As our understanding of home safety improves, we could find insurance companies requiring us to meet new standards that address these issues. Swimming pools can be the main problem for many home buyers.
How safe is your home? Nothing bad has happened to you. You have not fallen through a window. You have not had an electrical fire. You have not tripped on that step. No one has drowned in the pool. Why is the home inspector making my home sound like a death trap? I was interviewed recently for a magazine article about safety, and we talked about escaping through windows. Did you realize that windows have to be positioned in your home to allow for a quick escape? Most people do not consider this fact. One of my recent clients was more concerned about a burglar than escaping from a fire. I have had a few phone calls from sellers informing me that I had broken the law by reporting on a possibility that something could happen or be a safety concern. I point out that in certain cases the law requires me to do just that type of reporting in certain instances (such as with arc fault circuit interrupters), so why would the fact of reporting on another possible safety issue be illegal? One area of concern is the swimming pool, and problems there may make finding homeowner’s insurance difficult.
I think this is a wonderful scene. You have a covered deck with ceiling fans. A garden that is pretty nice. A pool to enjoy on a hot summer’s day. I loved having a cup of coffee in the mornings by the pool when I was growing up. Afterwards, I could swim a few laps. If I enjoy this view so much, why would I as a home inspector state that this view is problematic? Because I know that the buyer might be in a predicament during closing: no insurance. Backing up a minute: not all home inspectors examine the pool. I do not inspect pools. My view is that to inspect a pool properly, you have to go through the equipment well. I could do that, but I am not familiar with every type of pool equipment set up, and I feel that I could miss too many issues. That being said, I always examine the pool for problems, but this examination is not a proper inspection. I frequently discover the same issues. Pool heaters probably need some repairs, or their could be broken/missing handles. My real concern focuses on pool safety, and that is why I want to ruin the idyllic scene in that photograph.

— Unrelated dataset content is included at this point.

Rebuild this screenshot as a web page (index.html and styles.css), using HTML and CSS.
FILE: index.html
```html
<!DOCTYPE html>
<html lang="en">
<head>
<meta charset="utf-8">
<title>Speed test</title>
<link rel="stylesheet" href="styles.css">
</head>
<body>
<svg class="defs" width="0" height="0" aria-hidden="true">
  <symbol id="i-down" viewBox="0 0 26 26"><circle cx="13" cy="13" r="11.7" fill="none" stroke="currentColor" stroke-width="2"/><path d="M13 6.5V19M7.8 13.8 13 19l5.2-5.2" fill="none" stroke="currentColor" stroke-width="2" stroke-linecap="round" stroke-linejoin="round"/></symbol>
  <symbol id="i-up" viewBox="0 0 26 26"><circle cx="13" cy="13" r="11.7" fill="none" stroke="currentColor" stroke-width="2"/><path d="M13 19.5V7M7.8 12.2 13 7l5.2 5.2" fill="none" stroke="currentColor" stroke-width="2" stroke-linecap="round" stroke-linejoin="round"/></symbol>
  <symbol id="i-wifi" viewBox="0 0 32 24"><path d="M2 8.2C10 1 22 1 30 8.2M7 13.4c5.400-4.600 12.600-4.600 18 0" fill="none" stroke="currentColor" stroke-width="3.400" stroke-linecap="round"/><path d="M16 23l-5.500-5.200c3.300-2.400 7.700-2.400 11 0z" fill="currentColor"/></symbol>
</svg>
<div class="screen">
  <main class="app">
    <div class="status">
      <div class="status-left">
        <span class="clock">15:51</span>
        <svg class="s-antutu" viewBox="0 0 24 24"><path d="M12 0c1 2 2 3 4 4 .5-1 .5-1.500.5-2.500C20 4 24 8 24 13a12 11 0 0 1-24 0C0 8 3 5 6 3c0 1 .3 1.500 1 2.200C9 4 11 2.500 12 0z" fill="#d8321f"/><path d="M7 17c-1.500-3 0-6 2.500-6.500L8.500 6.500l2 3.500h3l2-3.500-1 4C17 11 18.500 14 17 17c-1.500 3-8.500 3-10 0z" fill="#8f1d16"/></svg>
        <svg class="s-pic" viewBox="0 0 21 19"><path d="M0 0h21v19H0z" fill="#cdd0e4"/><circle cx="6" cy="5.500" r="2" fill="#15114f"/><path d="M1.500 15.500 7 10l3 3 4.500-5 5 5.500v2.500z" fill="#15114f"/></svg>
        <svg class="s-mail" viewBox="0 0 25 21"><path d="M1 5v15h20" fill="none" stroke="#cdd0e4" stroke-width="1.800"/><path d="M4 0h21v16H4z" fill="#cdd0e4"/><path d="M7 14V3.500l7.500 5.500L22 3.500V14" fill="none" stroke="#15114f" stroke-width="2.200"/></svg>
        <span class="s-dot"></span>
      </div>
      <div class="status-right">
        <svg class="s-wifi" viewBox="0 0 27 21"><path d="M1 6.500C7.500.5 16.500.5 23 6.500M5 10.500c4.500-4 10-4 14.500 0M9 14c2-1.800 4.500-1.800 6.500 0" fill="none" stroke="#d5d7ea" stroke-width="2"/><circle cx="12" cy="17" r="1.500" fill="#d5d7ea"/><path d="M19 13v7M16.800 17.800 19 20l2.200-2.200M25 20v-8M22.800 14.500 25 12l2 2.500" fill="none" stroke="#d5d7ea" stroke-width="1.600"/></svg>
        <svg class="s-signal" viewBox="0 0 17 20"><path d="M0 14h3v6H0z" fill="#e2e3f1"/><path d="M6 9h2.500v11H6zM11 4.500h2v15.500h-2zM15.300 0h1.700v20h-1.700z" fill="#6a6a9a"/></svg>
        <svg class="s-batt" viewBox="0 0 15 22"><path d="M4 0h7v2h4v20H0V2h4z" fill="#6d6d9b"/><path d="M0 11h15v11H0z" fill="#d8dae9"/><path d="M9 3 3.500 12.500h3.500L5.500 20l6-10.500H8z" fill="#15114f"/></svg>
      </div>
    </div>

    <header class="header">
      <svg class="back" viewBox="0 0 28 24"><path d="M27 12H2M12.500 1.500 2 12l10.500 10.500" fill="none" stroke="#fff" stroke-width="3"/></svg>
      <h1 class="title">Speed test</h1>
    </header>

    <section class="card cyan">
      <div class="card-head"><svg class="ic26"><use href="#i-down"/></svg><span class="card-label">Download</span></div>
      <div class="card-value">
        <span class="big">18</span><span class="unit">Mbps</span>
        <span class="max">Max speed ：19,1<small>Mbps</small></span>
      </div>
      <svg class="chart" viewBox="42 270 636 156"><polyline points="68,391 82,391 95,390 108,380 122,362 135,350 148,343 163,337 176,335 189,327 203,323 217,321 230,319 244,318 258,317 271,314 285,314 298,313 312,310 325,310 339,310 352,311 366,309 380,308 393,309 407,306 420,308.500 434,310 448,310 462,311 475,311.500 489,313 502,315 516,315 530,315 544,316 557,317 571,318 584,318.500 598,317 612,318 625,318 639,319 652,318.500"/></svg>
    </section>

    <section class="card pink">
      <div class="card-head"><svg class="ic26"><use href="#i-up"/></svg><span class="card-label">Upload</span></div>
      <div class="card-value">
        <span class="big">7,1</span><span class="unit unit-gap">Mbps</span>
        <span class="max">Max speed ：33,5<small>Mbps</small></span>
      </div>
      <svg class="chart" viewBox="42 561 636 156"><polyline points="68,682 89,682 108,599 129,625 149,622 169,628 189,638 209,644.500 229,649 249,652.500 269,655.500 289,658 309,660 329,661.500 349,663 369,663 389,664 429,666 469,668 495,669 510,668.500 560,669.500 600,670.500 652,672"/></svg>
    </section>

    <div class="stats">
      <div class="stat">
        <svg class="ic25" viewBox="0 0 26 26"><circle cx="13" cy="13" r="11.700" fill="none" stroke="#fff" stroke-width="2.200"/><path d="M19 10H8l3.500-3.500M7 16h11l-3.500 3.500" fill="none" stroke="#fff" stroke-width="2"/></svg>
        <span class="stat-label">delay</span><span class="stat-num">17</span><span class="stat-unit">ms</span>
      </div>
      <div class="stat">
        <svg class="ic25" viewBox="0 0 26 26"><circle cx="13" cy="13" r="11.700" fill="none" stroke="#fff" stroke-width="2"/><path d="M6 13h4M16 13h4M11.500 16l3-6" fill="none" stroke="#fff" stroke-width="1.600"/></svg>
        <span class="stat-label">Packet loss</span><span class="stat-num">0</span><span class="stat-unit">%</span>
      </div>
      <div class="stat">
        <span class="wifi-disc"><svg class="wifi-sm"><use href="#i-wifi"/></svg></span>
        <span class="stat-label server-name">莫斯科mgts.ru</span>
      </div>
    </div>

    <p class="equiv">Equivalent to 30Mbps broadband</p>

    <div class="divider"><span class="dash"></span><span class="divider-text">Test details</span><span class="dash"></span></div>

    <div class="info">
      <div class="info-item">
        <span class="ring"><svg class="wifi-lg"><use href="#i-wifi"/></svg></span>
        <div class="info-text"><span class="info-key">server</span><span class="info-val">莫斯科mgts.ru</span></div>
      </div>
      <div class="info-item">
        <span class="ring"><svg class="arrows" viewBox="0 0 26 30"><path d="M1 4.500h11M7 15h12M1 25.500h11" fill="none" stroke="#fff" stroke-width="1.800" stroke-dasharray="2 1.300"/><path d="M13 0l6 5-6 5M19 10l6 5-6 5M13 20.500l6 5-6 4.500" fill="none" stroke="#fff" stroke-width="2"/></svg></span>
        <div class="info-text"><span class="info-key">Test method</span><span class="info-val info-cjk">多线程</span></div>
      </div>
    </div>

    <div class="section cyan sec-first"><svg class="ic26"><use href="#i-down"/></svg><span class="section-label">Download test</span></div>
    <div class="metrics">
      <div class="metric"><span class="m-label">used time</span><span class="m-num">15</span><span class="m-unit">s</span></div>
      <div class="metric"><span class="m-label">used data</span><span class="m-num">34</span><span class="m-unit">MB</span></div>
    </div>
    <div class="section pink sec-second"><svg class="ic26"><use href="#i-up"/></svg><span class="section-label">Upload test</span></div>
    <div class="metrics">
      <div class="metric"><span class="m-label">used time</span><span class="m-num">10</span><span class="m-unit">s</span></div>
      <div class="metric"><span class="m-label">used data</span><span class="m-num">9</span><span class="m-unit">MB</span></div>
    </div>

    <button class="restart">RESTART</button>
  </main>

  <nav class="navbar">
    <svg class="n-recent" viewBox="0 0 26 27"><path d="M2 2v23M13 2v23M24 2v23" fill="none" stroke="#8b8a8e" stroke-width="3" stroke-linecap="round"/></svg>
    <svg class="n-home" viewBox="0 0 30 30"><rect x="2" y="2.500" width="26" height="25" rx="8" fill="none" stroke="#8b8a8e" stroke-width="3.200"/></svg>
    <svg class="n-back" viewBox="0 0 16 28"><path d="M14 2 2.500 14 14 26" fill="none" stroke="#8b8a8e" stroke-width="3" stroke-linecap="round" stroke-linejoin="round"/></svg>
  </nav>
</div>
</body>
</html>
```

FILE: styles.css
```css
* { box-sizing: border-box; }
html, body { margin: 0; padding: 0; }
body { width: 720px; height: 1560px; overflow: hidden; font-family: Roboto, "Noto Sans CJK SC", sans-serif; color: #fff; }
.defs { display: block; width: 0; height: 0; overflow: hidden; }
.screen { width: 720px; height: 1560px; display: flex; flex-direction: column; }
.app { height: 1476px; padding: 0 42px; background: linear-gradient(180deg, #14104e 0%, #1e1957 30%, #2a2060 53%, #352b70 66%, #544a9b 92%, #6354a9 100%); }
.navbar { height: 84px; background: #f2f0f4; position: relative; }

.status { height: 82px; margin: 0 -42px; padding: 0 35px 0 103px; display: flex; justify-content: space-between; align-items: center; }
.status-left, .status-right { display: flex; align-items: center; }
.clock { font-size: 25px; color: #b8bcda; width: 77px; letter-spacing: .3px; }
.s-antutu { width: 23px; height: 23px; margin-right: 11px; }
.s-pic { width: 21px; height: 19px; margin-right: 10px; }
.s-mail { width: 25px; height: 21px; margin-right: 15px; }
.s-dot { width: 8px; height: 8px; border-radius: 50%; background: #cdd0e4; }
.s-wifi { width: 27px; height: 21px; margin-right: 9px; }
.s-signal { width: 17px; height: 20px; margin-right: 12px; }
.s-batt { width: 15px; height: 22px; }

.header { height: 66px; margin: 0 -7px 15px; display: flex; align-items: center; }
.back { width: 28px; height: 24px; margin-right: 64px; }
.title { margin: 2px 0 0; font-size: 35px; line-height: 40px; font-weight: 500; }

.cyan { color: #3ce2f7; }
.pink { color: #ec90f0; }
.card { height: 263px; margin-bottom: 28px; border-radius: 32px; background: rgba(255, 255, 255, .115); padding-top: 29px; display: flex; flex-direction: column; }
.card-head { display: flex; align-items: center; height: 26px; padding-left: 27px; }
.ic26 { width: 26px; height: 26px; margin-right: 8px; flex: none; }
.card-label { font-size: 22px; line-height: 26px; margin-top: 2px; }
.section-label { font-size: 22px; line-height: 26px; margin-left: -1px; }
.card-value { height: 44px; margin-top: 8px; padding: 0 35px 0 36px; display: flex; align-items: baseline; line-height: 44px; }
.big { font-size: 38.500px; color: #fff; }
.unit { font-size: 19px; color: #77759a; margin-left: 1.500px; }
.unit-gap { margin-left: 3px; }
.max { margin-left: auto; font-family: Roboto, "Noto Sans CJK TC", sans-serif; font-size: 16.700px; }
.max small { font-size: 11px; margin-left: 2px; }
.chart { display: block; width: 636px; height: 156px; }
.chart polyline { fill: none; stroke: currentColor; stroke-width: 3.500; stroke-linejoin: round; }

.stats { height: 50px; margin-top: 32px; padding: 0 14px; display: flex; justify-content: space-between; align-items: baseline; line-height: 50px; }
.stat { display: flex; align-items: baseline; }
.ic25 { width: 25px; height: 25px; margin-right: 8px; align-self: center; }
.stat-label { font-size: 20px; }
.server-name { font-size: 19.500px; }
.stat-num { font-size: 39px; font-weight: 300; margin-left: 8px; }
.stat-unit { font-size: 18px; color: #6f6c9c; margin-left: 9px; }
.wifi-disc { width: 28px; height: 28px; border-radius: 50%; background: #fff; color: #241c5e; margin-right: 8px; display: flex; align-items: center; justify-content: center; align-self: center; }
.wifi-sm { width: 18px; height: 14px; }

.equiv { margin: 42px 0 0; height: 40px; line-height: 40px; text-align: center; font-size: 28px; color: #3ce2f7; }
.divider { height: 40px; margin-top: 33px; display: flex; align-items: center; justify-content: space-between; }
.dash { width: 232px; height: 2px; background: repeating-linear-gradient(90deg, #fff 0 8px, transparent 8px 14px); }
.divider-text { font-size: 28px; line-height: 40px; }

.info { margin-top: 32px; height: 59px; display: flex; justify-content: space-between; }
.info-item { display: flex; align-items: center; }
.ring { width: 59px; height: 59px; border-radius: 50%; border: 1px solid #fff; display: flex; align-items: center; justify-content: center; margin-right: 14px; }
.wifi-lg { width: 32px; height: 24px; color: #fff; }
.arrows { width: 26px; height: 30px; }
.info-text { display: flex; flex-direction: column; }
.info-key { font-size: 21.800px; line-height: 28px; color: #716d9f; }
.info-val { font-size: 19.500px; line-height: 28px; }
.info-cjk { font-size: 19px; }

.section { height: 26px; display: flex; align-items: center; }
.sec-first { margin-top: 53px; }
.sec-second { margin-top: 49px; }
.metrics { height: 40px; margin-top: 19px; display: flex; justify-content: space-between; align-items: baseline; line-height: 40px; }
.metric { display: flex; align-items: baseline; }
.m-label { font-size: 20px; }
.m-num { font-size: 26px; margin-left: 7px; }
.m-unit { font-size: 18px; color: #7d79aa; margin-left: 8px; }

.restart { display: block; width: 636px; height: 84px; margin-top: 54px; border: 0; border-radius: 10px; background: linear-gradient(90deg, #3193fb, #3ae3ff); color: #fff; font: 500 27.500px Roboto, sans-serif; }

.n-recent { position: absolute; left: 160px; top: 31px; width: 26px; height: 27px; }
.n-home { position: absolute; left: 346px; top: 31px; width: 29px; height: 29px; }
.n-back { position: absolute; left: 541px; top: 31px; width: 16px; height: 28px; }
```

Small children feel like they can do everything, including swimming. My two year old is convinced that she can swim. These children will run out of our homes in excitement to go into that pool. This is why many homes now take two steps to ensure that these quick little water lovers do not hurt themselves. First, doors leading out to an area where there is a pool should have an alarm. A parent hearing the door alarm will know that the door has been opened. Secondly, there should be a fence blocking any direct route from the door into the pool. A toddler may not be able to open the gate, or the gate will slow them down enough for the parent to reach them before the child reaches the pool. Both items are simple, but most older pools were not designed with this idea. The issue becomes the insurance company for the buyer. A few of my clients found themselves having to make a quick correction to their homes to meet these two standards. If they did not, the clients could not obtain homeowner’s insurance. From the seller’s perspective, the repair was not needed, because they have insurance, so why is the buyer having a problem. Often, the seller obtained their insurance before insurers made such demands. Consider: does your insurance company send an official out to examine your home each year before renewal?
Knowing that this may be an issue for my clients, I mention this part of pool safety in my reports. If you have an alarm system, the alarm company could have a setting for these doors exiting to the pool area sound off an alarm when opened. I have found that homeowners turn the alarm off when they become annoyed with the beeps. The fence is a bit harder, but a small metal fence would suffice. I mean a fence that cannot be easily crossed, so the height is important. I mention the metal fence, since there is a type with a post that can be screwed into the pool deck. when you have those cement decks. Wood fences can be affixed as well with the aid of proper fasteners. This situation is not the end of the sale, but would you not want your home inspector to inform you of this problem?